РОССIЯ
«Секретные материалы 20 века» №25(463), 2016
Белое золото России
Валерий Колодяжный
журналист
Санкт-Петербург
5861
Белое золото России
Константиновский сервиз. Императорский фарфоровый завод. 1848. Проект Ф. Г. Солнцева.

Эта история подернута флером таинственности. В самом начале XVIII столетия под гулкими сводами мрачного саксонского замка Альбрехтсбург, что близ городка Мейсен, была основана первая в Европе мануфактура, давшая жизнь знаменитому впоследствии мейсенскому фарфору. До этого если в Европе и появлялись фарфоровые изделия, то только привозные китайские. Причем мастера Поднебесной строго блюли профессиональные секреты и ни за какие деньги их не раскрывали. В то время за фарфором признавали некие мистические качества, как, например, его якобы свойство менять цвет, если в фарфоровую емкость помещено ядовитое снадобье, – для Средневековья, изобиловавшего отравлениями, вопрос крайне важный.

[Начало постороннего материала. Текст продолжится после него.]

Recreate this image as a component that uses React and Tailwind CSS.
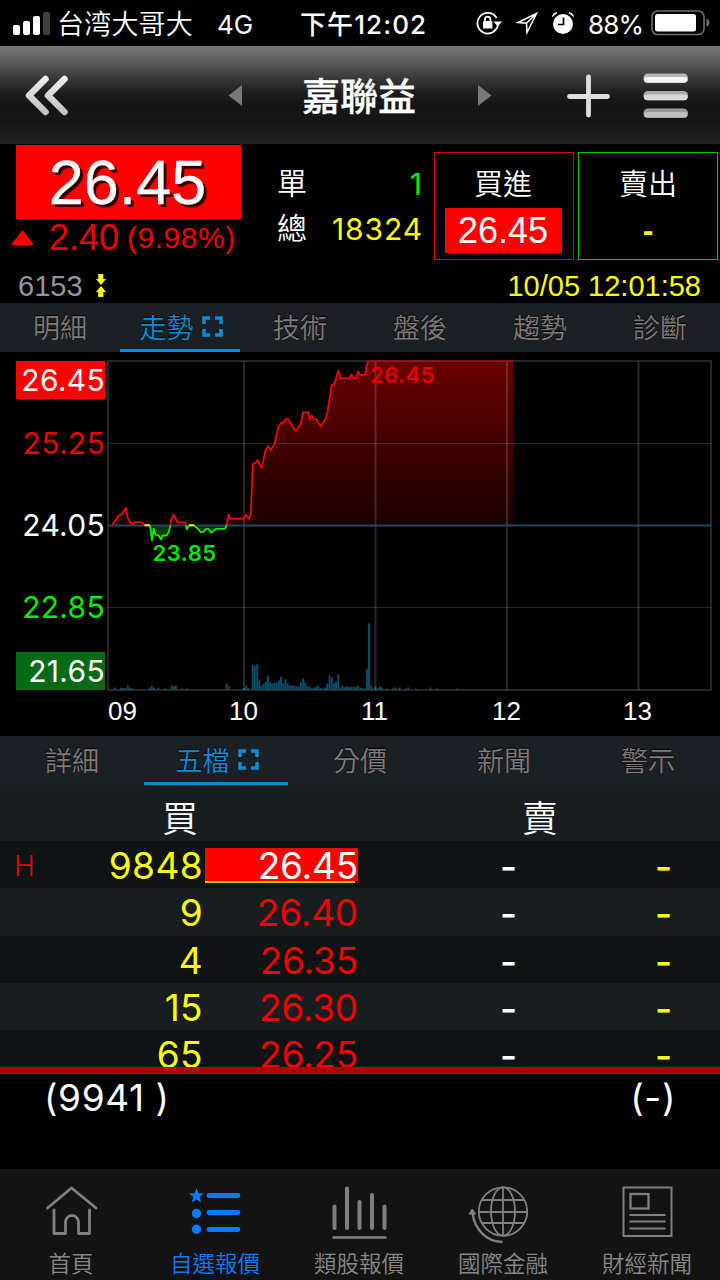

В общем, китайский фарфор являлся чрезвычайной редкостью, и в Европе его можно было видеть только при дворах монархов и владетельных особ, где его именовали белым золотом. Соответственно, и цена средневекового фарфора была не то что равна – она зачастую превосходила стоимость золота натурального.

В ту же пору бывший ученик аптекаря и адепт оккультизма Иоганн Беттгер постиг тайну трансмутации ртути в золото и, на свою беду, показал достигнутое саксонскому курфюрсту Августу Сильному, за что тот сразу пожаловал Беттгера бароном. Титул титулом, но оставалась загадка не менее трудная, чем отыскание философского камня, – это рецепт фарфора. Раскрыть ее было доверено – отчасти принудительно – успешному алхимику. А кому ж еще поручать? Коль добыл золото настоящее, изволь добыть и белое! А иначе… Помещенный под суровый комендантский надзор, новоиспеченный барон после ряда неудач сумел-таки распознать секрет фарфоровой массы и добыть фарфор – сперва красный, или яшмовый. Но лиха беда начало! В скором времени, а именно 15 января 1708 года, Беттгером был получен белый фарфор и глазурь…

ЧЕТЫРЕ СЕРВИЗА

Русские XVIII–XIX столетия принято считать золотой порой отечественных изящных искусств: музыки, литературы, ваяния, живописи, зодчества… Это истинно так. Однако в не меньшей степени данный период справедливо назвать веком индустриальным, особенно вторую половину XIX века, ознаменованную бурным ростом российской промышленности. Что тогда говорить об отраслях, связанных с разного рода искусствами, каково, например, фарфоровое и фаянсовое производство, вплоть до середины ХVIII столетия в пределах нашей страны не существовавшее? А меж тем в керамическом деле, в отличие от прочего, Россия не так уж сильно отставала от передовой Европы, до Беттгера тоже не производившей фарфора. Конечно, в Россию все всегда приходит с легкой заминкой, но тем не менее уже в царствование Елизаветы Петровны мастером Дмитрием Виноградовым была получена более-менее пригодная для дела гончарная масса, отлиты образцы отечественного фарфора и основана первая в стране Невская порцелиновая мануфактура, в дальнейшем – Императорский фарфоровый завод.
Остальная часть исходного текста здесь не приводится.